** BEGIN PROVIDED RECORDS **

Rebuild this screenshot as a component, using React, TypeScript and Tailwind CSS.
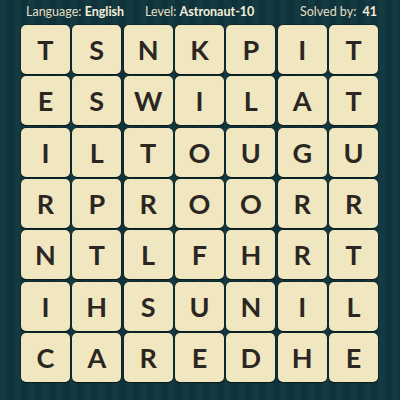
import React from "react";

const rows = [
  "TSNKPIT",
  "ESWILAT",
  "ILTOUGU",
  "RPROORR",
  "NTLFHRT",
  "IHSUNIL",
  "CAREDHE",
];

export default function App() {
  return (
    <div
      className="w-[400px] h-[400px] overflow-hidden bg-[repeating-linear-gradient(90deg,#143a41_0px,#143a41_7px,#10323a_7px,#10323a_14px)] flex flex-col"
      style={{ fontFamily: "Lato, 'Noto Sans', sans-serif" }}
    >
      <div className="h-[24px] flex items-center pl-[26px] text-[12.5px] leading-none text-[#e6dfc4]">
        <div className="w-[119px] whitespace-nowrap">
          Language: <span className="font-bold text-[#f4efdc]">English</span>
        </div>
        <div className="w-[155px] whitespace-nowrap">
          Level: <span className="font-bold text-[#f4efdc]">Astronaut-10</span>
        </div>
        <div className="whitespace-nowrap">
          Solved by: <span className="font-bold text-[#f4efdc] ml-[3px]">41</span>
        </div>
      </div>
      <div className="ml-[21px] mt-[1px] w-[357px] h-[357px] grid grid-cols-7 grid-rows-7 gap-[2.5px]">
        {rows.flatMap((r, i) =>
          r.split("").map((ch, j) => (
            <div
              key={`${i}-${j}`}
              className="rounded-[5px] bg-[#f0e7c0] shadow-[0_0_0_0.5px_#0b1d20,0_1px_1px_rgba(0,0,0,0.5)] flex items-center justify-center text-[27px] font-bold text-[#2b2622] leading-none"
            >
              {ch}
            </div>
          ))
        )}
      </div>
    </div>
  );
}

** END PROVIDED RECORDS **
** BEGIN PROVIDED RECORDS **

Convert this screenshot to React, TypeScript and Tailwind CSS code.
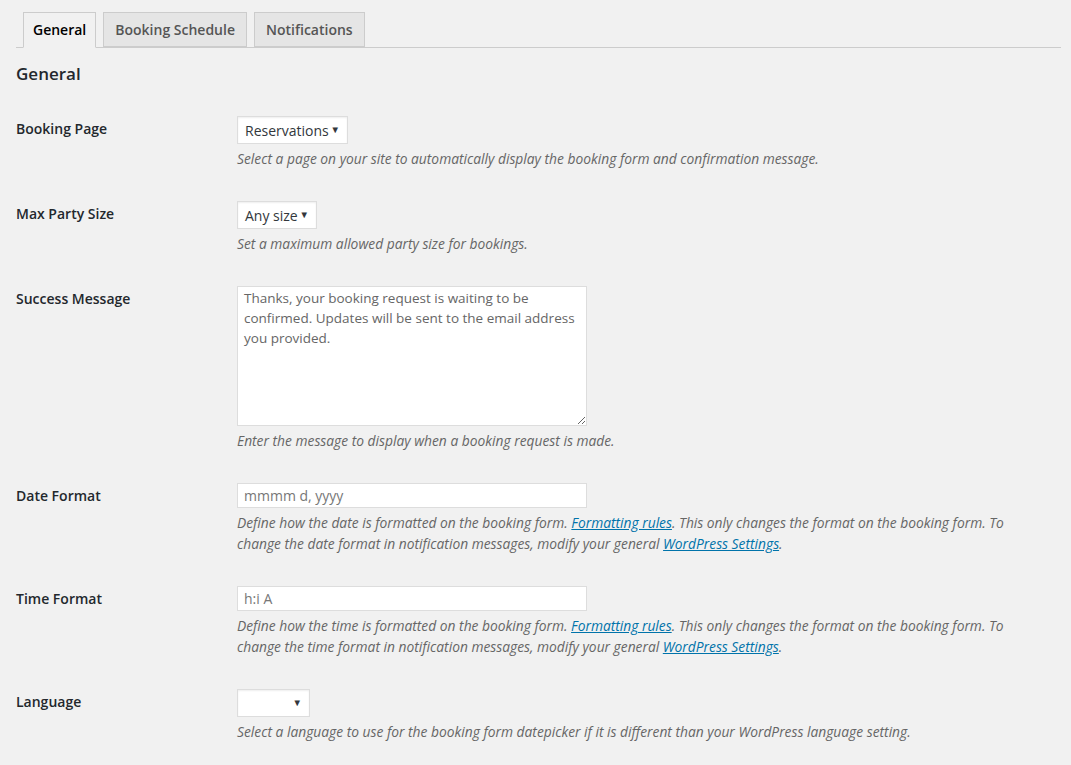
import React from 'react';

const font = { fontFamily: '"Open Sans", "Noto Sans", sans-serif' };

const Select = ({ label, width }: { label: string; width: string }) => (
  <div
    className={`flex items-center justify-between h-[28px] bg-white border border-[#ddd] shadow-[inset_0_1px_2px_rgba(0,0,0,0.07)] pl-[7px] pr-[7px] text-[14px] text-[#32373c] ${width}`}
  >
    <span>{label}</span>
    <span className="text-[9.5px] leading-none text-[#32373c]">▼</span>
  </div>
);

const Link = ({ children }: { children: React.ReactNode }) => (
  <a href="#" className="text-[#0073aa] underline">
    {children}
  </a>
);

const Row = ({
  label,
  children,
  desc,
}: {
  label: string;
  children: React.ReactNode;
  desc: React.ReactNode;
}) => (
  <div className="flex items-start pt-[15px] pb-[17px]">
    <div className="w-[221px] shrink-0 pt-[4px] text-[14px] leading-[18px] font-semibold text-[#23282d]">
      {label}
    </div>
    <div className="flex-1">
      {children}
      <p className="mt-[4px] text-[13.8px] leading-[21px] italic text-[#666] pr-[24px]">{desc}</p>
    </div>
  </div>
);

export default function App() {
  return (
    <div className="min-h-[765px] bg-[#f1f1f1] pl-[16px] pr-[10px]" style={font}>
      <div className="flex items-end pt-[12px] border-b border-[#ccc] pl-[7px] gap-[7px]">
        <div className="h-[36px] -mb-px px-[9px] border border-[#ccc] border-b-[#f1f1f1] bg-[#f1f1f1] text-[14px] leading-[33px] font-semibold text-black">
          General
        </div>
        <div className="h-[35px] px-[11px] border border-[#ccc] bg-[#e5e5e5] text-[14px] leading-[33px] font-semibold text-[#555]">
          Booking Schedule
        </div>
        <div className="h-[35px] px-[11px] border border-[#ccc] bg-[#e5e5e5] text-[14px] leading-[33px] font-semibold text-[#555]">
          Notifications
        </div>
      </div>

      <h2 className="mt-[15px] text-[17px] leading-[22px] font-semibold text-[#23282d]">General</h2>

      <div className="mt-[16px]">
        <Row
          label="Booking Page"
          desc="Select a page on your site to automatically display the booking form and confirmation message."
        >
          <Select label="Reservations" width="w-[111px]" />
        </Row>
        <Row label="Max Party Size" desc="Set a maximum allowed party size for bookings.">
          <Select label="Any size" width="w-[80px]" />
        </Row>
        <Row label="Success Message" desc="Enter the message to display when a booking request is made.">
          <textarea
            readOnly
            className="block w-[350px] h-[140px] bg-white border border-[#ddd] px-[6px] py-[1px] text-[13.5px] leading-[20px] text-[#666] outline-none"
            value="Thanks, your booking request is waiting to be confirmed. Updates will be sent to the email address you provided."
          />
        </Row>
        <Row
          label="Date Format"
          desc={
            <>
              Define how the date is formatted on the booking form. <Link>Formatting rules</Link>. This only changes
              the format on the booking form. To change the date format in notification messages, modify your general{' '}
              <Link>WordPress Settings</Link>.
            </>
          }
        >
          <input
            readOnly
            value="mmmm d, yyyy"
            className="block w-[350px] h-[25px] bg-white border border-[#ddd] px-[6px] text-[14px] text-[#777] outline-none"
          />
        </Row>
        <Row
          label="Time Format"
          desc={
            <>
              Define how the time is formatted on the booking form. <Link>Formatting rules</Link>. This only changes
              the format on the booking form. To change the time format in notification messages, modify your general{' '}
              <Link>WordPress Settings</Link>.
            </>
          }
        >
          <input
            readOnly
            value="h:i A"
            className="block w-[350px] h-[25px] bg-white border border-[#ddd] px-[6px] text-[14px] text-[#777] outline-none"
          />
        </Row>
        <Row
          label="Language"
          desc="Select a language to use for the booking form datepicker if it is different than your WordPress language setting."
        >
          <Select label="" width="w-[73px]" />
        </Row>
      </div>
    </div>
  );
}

** END PROVIDED RECORDS **

> _REQUIRED WORK_: Where a line of the data holds "TypeScript", show that line.

> _WORKED SOLUTION_:
Rebuild this screenshot as a component, using React, TypeScript and Tailwind CSS.
Convert this screenshot to React, TypeScript and Tailwind CSS code.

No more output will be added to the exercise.